TASK BRIEF —
Leave out any picture and return the remaining listing below exactly as given.

━━━━

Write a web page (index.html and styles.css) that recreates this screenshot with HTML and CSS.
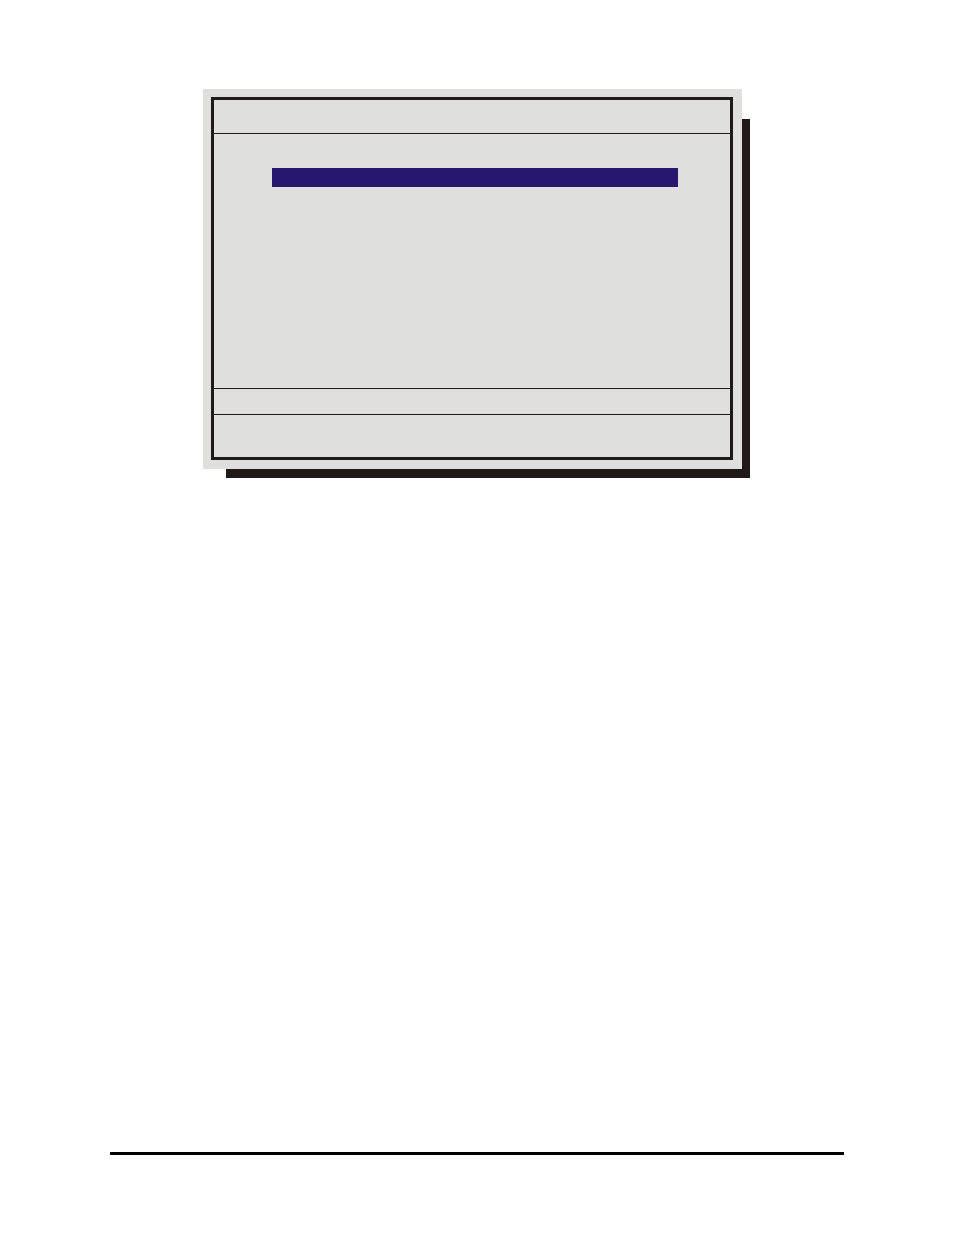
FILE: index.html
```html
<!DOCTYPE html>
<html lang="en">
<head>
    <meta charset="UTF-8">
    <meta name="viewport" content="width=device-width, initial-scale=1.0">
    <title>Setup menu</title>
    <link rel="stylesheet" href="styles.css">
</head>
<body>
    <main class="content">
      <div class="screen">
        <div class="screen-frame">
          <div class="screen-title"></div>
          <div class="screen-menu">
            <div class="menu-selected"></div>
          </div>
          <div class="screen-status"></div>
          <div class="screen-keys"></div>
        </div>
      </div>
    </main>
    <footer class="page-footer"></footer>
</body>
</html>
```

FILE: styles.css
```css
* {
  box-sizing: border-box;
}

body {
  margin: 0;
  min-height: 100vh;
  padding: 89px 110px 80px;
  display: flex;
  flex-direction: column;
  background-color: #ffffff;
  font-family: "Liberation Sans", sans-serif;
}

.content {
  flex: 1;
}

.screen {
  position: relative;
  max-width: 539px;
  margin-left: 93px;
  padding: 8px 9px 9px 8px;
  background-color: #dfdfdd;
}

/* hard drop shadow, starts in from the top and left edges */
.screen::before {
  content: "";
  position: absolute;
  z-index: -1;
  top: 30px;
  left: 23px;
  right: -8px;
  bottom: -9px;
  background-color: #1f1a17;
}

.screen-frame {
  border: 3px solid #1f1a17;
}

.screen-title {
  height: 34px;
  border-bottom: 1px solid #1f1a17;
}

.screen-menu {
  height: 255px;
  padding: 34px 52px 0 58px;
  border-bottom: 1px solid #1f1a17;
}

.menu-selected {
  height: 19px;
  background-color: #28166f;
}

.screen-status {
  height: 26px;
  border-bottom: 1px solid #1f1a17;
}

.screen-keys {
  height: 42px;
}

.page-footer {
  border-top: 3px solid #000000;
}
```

━━━━

FINISHED TASK —
Write a web page (index.html and styles.css) that recreates this screenshot with HTML and CSS.
FILE: index.html
```html
<!DOCTYPE html>
<html lang="en">
<head>
    <meta charset="UTF-8">
    <meta name="viewport" content="width=device-width, initial-scale=1.0">
    <title>Setup menu</title>
    <link rel="stylesheet" href="styles.css">
</head>
<body>
    <main class="content">
      <div class="screen">
        <div class="screen-frame">
          <div class="screen-title"></div>
          <div class="screen-menu">
            <div class="menu-selected"></div>
          </div>
          <div class="screen-status"></div>
          <div class="screen-keys"></div>
        </div>
      </div>
    </main>
    <footer class="page-footer"></footer>
</body>
</html>
```

FILE: styles.css
```css
* {
  box-sizing: border-box;
}

body {
  margin: 0;
  min-height: 100vh;
  padding: 89px 110px 80px;
  display: flex;
  flex-direction: column;
  background-color: #ffffff;
  font-family: "Liberation Sans", sans-serif;
}

.content {
  flex: 1;
}

.screen {
  position: relative;
  max-width: 539px;
  margin-left: 93px;
  padding: 8px 9px 9px 8px;
  background-color: #dfdfdd;
}

/* hard drop shadow, starts in from the top and left edges */
.screen::before {
  content: "";
  position: absolute;
  z-index: -1;
  top: 30px;
  left: 23px;
  right: -8px;
  bottom: -9px;
  background-color: #1f1a17;
}

.screen-frame {
  border: 3px solid #1f1a17;
}

.screen-title {
  height: 34px;
  border-bottom: 1px solid #1f1a17;
}

.screen-menu {
  height: 255px;
  padding: 34px 52px 0 58px;
  border-bottom: 1px solid #1f1a17;
}

.menu-selected {
  height: 19px;
  background-color: #28166f;
}

.screen-status {
  height: 26px;
  border-bottom: 1px solid #1f1a17;
}

.screen-keys {
  height: 42px;
}

.page-footer {
  border-top: 3px solid #000000;
}
```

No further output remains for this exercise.